* Start RAW DATA *
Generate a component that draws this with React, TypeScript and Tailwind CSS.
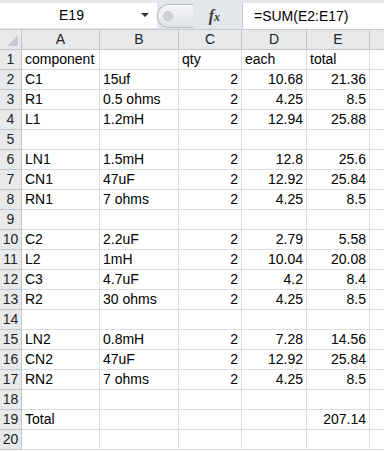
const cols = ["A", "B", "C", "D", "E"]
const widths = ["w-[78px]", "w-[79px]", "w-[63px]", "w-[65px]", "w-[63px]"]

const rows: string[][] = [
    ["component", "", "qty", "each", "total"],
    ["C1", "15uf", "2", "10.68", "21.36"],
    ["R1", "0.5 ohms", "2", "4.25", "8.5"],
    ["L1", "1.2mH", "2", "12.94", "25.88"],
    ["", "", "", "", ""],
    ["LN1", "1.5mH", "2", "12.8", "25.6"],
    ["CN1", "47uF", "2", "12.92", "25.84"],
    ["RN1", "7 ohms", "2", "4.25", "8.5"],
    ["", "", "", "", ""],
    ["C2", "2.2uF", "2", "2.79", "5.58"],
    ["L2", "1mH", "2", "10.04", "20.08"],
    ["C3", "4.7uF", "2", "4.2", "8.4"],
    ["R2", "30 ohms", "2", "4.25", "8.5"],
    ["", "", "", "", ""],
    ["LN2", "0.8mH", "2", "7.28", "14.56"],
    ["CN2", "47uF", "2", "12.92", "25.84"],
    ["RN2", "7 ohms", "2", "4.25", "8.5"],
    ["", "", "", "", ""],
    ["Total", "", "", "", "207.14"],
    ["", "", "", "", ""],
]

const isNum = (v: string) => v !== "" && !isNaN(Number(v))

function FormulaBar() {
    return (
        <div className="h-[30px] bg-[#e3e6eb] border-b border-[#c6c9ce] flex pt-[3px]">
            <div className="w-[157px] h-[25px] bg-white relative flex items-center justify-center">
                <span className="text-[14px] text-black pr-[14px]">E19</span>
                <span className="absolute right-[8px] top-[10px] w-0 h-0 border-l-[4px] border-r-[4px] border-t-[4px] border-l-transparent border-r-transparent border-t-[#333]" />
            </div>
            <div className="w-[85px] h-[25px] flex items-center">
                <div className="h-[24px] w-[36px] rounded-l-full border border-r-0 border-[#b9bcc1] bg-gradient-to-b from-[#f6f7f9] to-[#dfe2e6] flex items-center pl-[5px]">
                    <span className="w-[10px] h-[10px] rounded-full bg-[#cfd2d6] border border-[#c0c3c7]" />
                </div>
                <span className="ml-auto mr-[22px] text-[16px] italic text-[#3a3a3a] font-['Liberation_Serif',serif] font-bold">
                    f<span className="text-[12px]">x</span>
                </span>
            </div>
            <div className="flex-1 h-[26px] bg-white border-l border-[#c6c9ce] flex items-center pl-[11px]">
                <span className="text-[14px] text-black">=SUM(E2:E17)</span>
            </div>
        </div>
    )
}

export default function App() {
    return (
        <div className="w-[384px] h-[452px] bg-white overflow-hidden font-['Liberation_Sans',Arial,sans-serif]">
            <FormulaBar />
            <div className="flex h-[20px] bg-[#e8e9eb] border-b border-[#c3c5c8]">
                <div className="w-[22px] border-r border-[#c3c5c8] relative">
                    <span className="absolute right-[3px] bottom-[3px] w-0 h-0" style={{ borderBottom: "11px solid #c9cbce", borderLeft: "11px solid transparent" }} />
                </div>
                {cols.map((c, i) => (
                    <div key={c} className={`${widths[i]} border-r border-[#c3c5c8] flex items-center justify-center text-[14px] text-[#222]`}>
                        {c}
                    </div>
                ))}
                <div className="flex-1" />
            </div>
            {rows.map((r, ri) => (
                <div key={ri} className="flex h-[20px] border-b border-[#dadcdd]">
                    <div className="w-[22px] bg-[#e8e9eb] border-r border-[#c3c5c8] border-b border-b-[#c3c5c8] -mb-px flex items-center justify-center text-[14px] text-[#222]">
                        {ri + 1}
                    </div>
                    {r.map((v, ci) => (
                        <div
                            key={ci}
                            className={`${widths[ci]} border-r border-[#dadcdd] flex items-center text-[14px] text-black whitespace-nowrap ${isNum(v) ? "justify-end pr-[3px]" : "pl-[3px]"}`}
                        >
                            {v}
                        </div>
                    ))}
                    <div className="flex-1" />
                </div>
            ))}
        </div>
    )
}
* End RAW DATA *
**WORK TO DO**
Set out every line from the material that contains the string "component".

**EXERCISE SOLUTION**
Generate a component that draws this with React, TypeScript and Tailwind CSS.
    ["component", "", "qty", "each", "total"],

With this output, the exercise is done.